_Task goal_.
Starting with the first line below, extract each line through the one that contains "import clsx from", inclusive, excluding pictures.

_Dataset extract_.
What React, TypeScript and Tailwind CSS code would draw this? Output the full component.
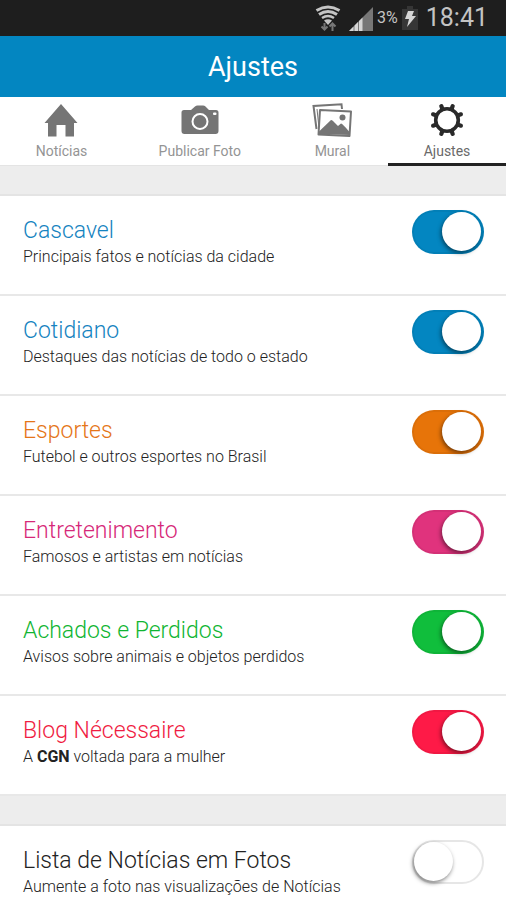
import { useState, type ReactNode } from "react";
import clsx from "clsx";

interface Category {
  id: string;
  title: string;
  description: ReactNode;
  text: string;
  track: string;
  enabled: boolean;
}

const categories: Category[] = [
  { id: "cascavel", title: "Cascavel", description: "Principais fatos e notícias da cidade", text: "text-[#1583c0]", track: "checked:bg-[#0386c1]", enabled: true },
  { id: "cotidiano", title: "Cotidiano", description: "Destaques das notícias de todo o estado", text: "text-[#1583c0]", track: "checked:bg-[#0386c1]", enabled: true },
  { id: "esportes", title: "Esportes", description: "Futebol e outros esportes no Brasil", text: "text-[#e57518]", track: "checked:bg-[#e77409]", enabled: true },
  { id: "entretenimento", title: "Entretenimento", description: "Famosos e artistas em notícias", text: "text-[#d62878]", track: "checked:bg-[#e0337d]", enabled: true },
  { id: "achados", title: "Achados e Perdidos", description: "Avisos sobre animais e objetos perdidos", text: "text-[#10b532]", track: "checked:bg-[#10be3c]", enabled: true },
  {
    id: "blog",
    title: "Blog Nécessaire",
    description: (
      <>
        A <strong className="font-bold text-[#222]">CGN</strong> voltada para a mulher
      </>
    ),
    text: "text-[#f01c42]",
    track: "checked:bg-[#fe1a47]",
    enabled: true,
  },
];

const photoList: Category = {
  id: "fotos",
  title: "Lista de Notícias em Fotos",
  description: "Aumente a foto nas visualizações de Notícias",
  text: "text-[#222]",
  track: "checked:bg-[#0386c1]",
  enabled: false,
};

function StatusBar() {
  return (
    <div className="flex h-9 shrink-0 items-center justify-end bg-[#1e1e1e] pr-[18px] text-[#c4c4c4]">
      {/* Wifi */}
      <svg width="26" height="28" viewBox="0 0 26 28" fill="none" stroke="#c4c4c4" aria-hidden="true">
        <path d="M1.500 6.500Q13-.5 24.500 6.500" strokeWidth="3" />
        <path d="M4 10.500Q13 4.500 22 10.500" strokeWidth="3" />
        <path d="M7 14Q13 10 19 14" strokeWidth="2.500" />
        <path d="M9 16.500Q13 14 17 16.500L13 21Z" fill="#c4c4c4" stroke="none" />
        <path d="M9.500 19v6.500M6.500 22.500l3 3 3-3M17.500 27v-7M14.500 22.500l3-3 3 3" stroke="#777" strokeWidth="2" />
      </svg>
      {/* Signal */}
      <svg className="ml-2" width="24" height="25" viewBox="0 0 24 25" aria-hidden="true">
        <path d="M0 25L24 1V25Z" fill="#777" />
        <path d="M0 25L4.500 20.500V25ZM5.500 25V19.500L9 16V25ZM10 25V15L13.500 11.500V25Z" fill="#d6d6d6" />
      </svg>
      <span className="ml-1 text-[16px] leading-5">3%</span>
      {/* Battery */}
      <svg className="ml-1" width="16" height="24" viewBox="0 0 16 24" aria-hidden="true">
        <path d="M5 0h6v3h5v21H0V3h5z" fill="#363636" />
        <path d="M6 5h6l-2 5h4L5 21l2-8H3z" fill="#d6d6d6" />
      </svg>
      <span className="ml-2 text-[25px] leading-8">18:41</span>
    </div>
  );
}

function HomeIcon() {
  return (
    <svg width="34" height="34" viewBox="0 0 34 34" fill="#757575" aria-hidden="true">
      <path d="M17 1L33.500 20H30V33.500H21.500V22H12.500V33.500H4V20H.5Z" />
    </svg>
  );
}

function CameraIcon() {
  return (
    <svg width="38" height="34" viewBox="0 0 38 34" aria-hidden="true">
      <path d="M3 7H10L14 3.500Q15 2.500 16.500 2.500H22Q23.500 2.500 24.500 3.500L28 7H35Q37.500 7 37.500 9.500V28Q37.500 31 34.500 31H3.500Q.5 31 .5 28V9.500Q.5 7 3 7Z" fill="#757575" />
      <circle cx="19" cy="18.500" r="7.500" fill="none" stroke="#fff" strokeWidth="2" />
      <rect x="32" y="9.500" width="3.500" height="2.500" rx="1" fill="#fff" />
    </svg>
  );
}

function PicturesIcon() {
  return (
    <svg width="40" height="34" viewBox="0 0 40 34" aria-hidden="true">
      <path d="M4.500 26L1.500 3 29.500 1.200 30 6" fill="none" stroke="#757575" strokeWidth="2" />
      <path d="M5 6L7 25" stroke="#757575" strokeWidth="1" />
      <path d="M8 7L39 8.500 37.500 33 6.500 31.500Z" fill="#fff" stroke="#757575" strokeWidth="2" strokeLinejoin="round" />
      <path d="M7 31V28.500L19 17Q20 17 21 18L26 23 29 20.500Q30.500 20.500 37.500 29V32Z" fill="#757575" />
      <circle cx="30.500" cy="14.500" r="3" fill="#757575" />
    </svg>
  );
}

function GearIcon() {
  return (
    <svg width="34" height="34" viewBox="-17 -17 34 34" fill="none" stroke="#2a2a2a" aria-hidden="true">
      <circle r="11.300" strokeWidth="3.600" />
      {/* Eight teeth, one line per opposite pair */}
      <path
        d="M-5.700-13.900L-4.600-11M5.700-13.900L4.600-11M-5.700 13.900L-4.600 11M5.700 13.900L4.600 11M-13.900-5.700L-11-4.600M13.900-5.700L11-4.600M-13.900 5.700L-11 4.600M13.900 5.700L11 4.600"
        strokeWidth="4.200"
        strokeLinecap="round"
      />
    </svg>
  );
}

const tabs = [
  { label: "Notícias", icon: <HomeIcon /> },
  { label: "Publicar Foto", icon: <CameraIcon /> },
  { label: "Mural", icon: <PicturesIcon /> },
  { label: "Ajustes", icon: <GearIcon /> },
];

function SettingRow({ item }: { item: Category }) {
  const [checked, setChecked] = useState(item.enabled);

  return (
    <li className="flex h-[100px] items-start justify-between border-b-2 border-[#e8e8e8] bg-white pt-[14px] pr-[22px] pl-[23px]">
      <label htmlFor={item.id} className="min-w-0 flex-1 pt-[7px]">
        <span className={clsx("block text-[23px] leading-7 font-light", item.text)}>{item.title}</span>
        <span className="block text-[16px] leading-6 font-light text-[#222]">{item.description}</span>
      </label>
      <div className="relative h-11 w-[72px] shrink-0">
        <input
          id={item.id}
          type="checkbox"
          role="switch"
          checked={checked}
          onChange={(e) => setChecked(e.target.checked)}
          className={clsx(
            "peer block h-full w-full cursor-pointer appearance-none rounded-full border-2 border-[#e6e6e6] bg-white checked:border-black/5",
            item.track
          )}
        />
        <span className="pointer-events-none absolute top-[2px] left-[2px] size-[39px] rounded-full bg-white shadow-[-1px_2px_4px_rgba(0,0,0,0.5)] transition-transform peer-checked:translate-x-7" />
      </div>
    </li>
  );
}

export default function App() {
  const [active, setActive] = useState("Ajustes");

  return (
    <div className="flex h-screen flex-col overflow-hidden bg-[#ededed] font-[Roboto,sans-serif]">
      <StatusBar />
      <header className="flex h-[61px] shrink-0 items-center justify-center bg-[#0386c1]">
        <h1 className="text-[27px] leading-8 text-white">Ajustes</h1>
      </header>

      <nav className="flex h-[69px] shrink-0 bg-white">
        {tabs.map((tab) => (
          <button
            key={tab.label}
            type="button"
            onClick={() => setActive(tab.label)}
            className={clsx(
              "flex flex-auto flex-col items-center gap-1 pt-[6px] text-[14px] leading-5",
              active === tab.label ? "border-b-3 border-[#222] text-[#6a6a6a]" : "border-b border-[#e4e4e4] text-[#949494]"
            )}
          >
            {tab.icon}
            <span>{tab.label}</span>
          </button>
        ))}
      </nav>

      <main className="flex-1 overflow-y-auto pt-7 [scrollbar-width:none]">
        <ul className="border-t-2 border-[#e4e4e4]">
          {categories.map((item) => (
            <SettingRow key={item.id} item={item} />
          ))}
        </ul>
        <ul className="mt-7 border-t-2 border-[#e4e4e4]">
          <SettingRow item={photoList} />
        </ul>
      </main>
    </div>
  );
}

_Solved exercise_.
What React, TypeScript and Tailwind CSS code would draw this? Output the full component.
import { useState, type ReactNode } from "react";
import clsx from "clsx";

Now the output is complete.